As for campaigning - - well, that hasn’t slowed-down much at all, and it would seem that Hillary is poised for at least one more “first place” victory in the upcoming West Virginia primary (call me crazy, but West Virginia seems more like “Clinton country” than it does “Obama country”). Bill was campaigning heavily in West Virginia last Thursday and Friday, and even managed to generate another “hit” video on the internet with yet another purple-faced, righteously indignant “you interrupted my speech, but now you’re gonna listen to me” moment, as he shouted-down a lone pseudo-heckler in the audience who dared to question Hillary’s credibility on healthcare reform. Meanwhile, Hillary campaigned heavily in the more competitive primary state of Oregon. She even inched a bit further to the left last Friday during a stop in the town of Central Point, vowing to be the President who will “end the war in Iraq,“ just as Obama has been promising (this is, of course, the same “war” in Iraq that she voted in the Senate to authorize six years ago).

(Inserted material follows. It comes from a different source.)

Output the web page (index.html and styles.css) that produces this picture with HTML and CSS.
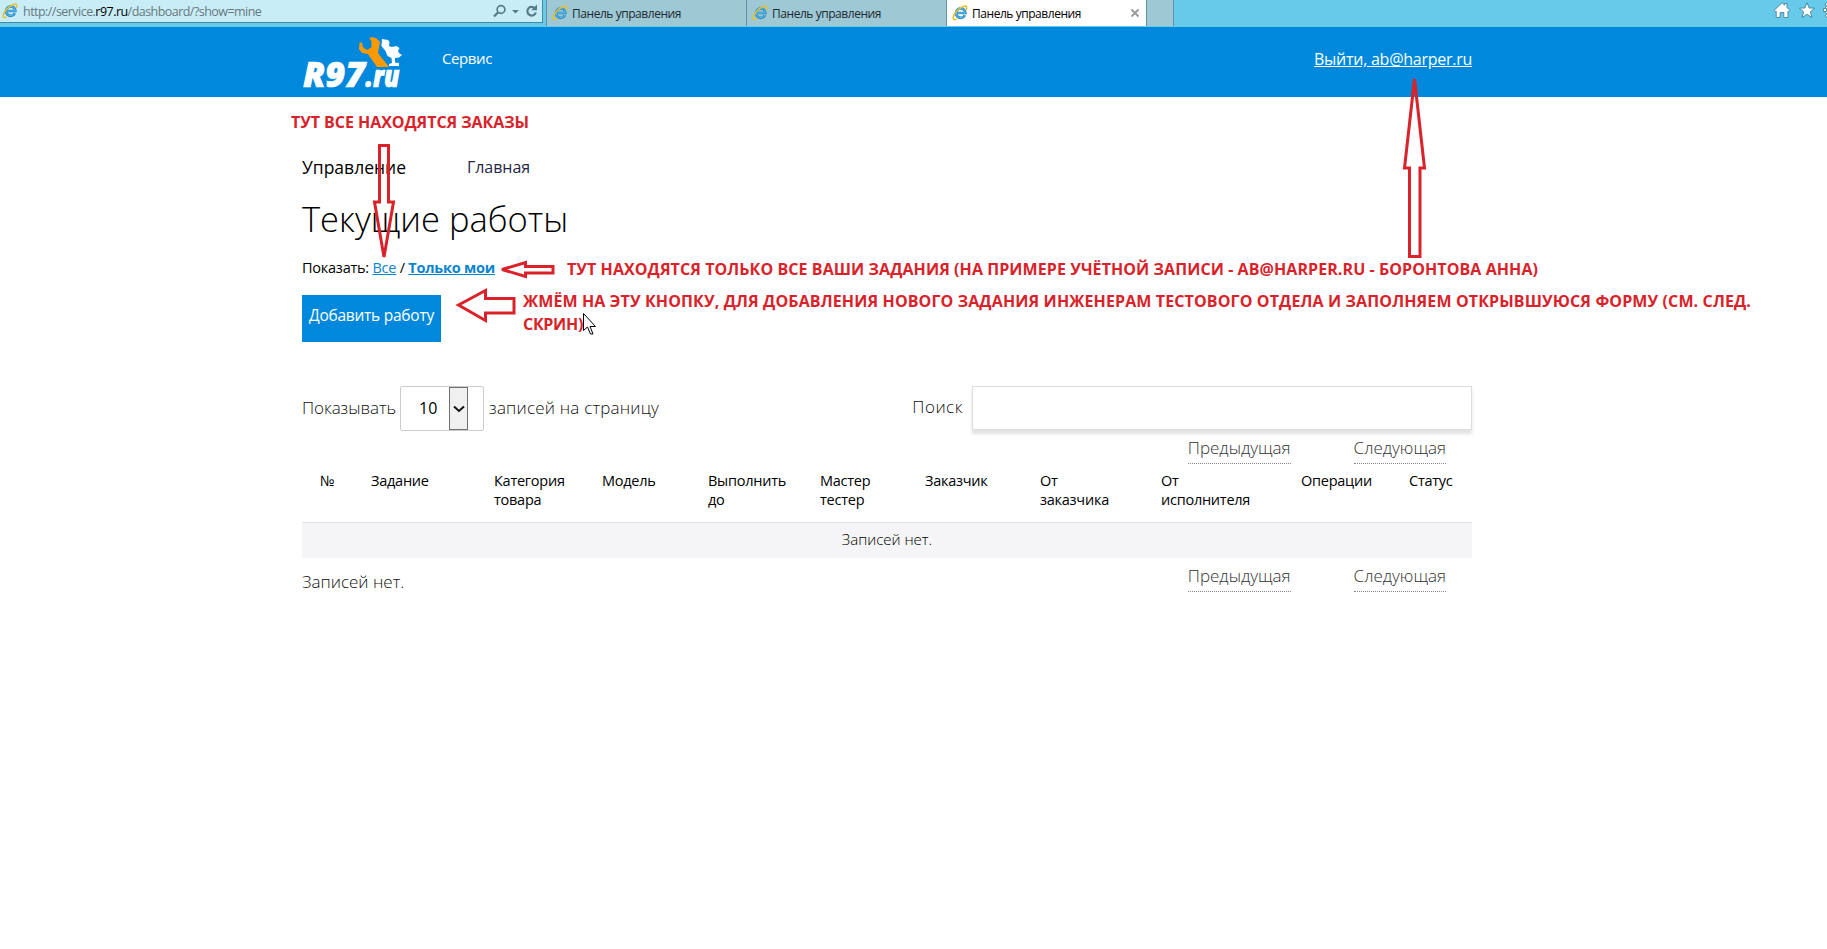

So imagine that the Clintons win in West Virginia. And imagine that they pull off an “upset” victory in Oregon, or win (as they may very well) in Puerto Rico. Any combination of these hypothetical victories will add fuel to the Clintons’ public relations fire, and will help them make the case in the media that they need to sue their own Democratic Party so as to ensure that their delegates participate in the national convention. And if the Clintons can concoct a clever slogan that creates a rhetorical link between the Florida vote re-count fiasco of 2000 and their present-day debacle with their own delegates (“don’t let ‘em steal our votes again” or something of this sort), well, then, all the better. There will be people who buy it.

But they’d end up destroying the Democratic Party in the process of doing these kinds of things, right? And why should this stop the Clintons? At the end of the day, the Clintons belong to the Clintons’ Party; the Clintons do what is in the best interest of the Clintons.